Shera was at hand even when Khan’s family could not be. When Khan had to keep court dates in Jaipur for the blackbuck case, flying on day trips via Jodhpur or Udaipur because direct flights were not available, Shera was there. “Things happen with everybody, but things were more exaggerated at that time. I used to request the police, ki, ‘Sir, mujhe bhi aane de. Ek jan ko saath mein rehne de (let me go too)’, so they used to allow.”
Shera’s loyalty lives on in a denial of the fate his star bhai suffered. “Media ne kuch zyaada cheezon ko uchchaala hai (the media brought things up too much). At that point of time, media didn’t have a liking for him or something. But I don’t think so he was in any way in the wrong side of the…” He trails off. His conviction that his employer is innocent doesn’t waver, however.
Shera is convinced; Khan is good-hearted, he does a lot for charity that he does not need to show to the press. He is also much misunderstood. Fans understand him. That is why they love him. He loves him, “as a brother. Naturally, 15 years, he is my family. It’s not just Salmanbhai, it’s Sohailbhai, didi (Alvira), Arpita, they are like my brothers and sisters. Wherever I have travelled in the world, I am given the room next to him. He has made this film (Bodyguard) about me, he has made me dance, he has begun the publicity for it from me, he has worn my company’s logo in the film, how much mileage he has given me...”
In return, Shera has sacrificed his turban, and the time he spends with his son: “My son’s name is also Tiger. When I am in Bombay, I get time with him, when I am travelling I am not able to... but that is life.” He adds, “I have no timing for Mr Khan.”
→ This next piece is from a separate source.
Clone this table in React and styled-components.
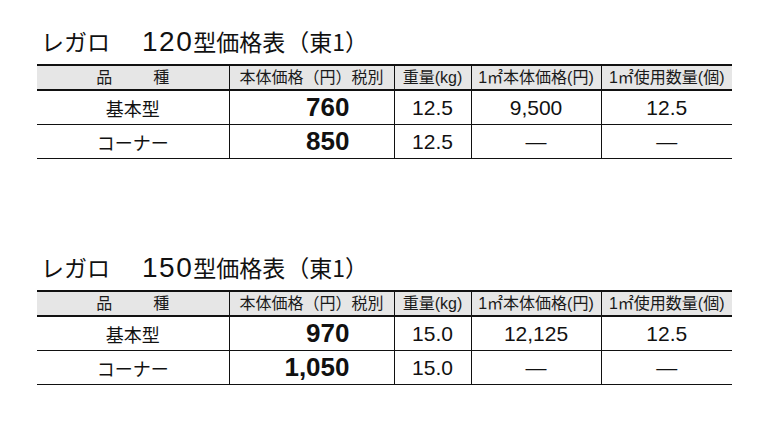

Fifteen years of proximity implies there are many secrets Shera could have, and could still spill, but he won’t. “I never talked to the press actually. He told me, if you want you can talk. I said ‘No, no’. Now, you see, things are changed. Slowly we are getting to know that things are cleared, nothing is there. I will never write the book Salmanbhai joked about, that if I write he will be doomed. Don’t try to lead me there. It won’t work.”